School funding debate goes to Supreme Court
SPRINGFIELD — The way Illinois pays for schools is unfair and illegal because taxpayers in less wealthy districts often have to pay higher property tax rates than homeowners in wealthier districts, an attorney told the Illinois Supreme Court in arguments Tuesday.
Before the high court, attorney Alexander Polikoff of Business and Professional People for the Public Interest told justices that because people in two different parts of the state could pay vastly different property tax rates, the state law that governs school funding is unconstitutional.
In a wealthier district like in the suburbs, Polikoff said, a school can draw from a larger pool of property taxpayers, meaning an individual taxpayer’s rate is lower. That’s unfair to people in less-wealthy districts, who have to pay a bigger share of their home’s value toward property taxes for schools just to meet the state’s presumed minimum standards, he said.

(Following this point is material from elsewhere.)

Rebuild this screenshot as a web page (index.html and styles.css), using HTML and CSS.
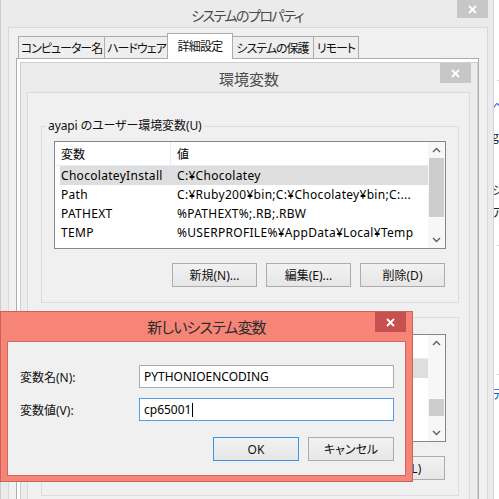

That argument could face a steep hurdle, though.
Polikoff asked the court Tuesday simply to let his lawsuit proceed at a lower level. Lower courts had previously thrown it out, and the Illinois Supreme Court found the state’s school funding methods legal in a different case 15 years ago.
Illinois Assistant Attorney General Daniel Berks said Polikoff was “barking up the wrong tree” because the state doesn’t set local districts’ tax rates — school boards do. Plus, Berks said, the state is set up to pay out far more money to poor school districts than wealthy ones in order to try to even out those inequities in funding.
“It bolsters their tax money,” Berks said.
The court likely won’t make a decision soon, and the school funding debate that has raged in Illinois for decades will no doubt continue.
The issue has highlighted the geographic and wealth divisions between Chicago, the suburbs and downstate.
And the ongoing controversy over whether suburban and downstate schools should pay for teachers’ pensions has served to further bring that ongoing conflict to the front of Illinois politics again.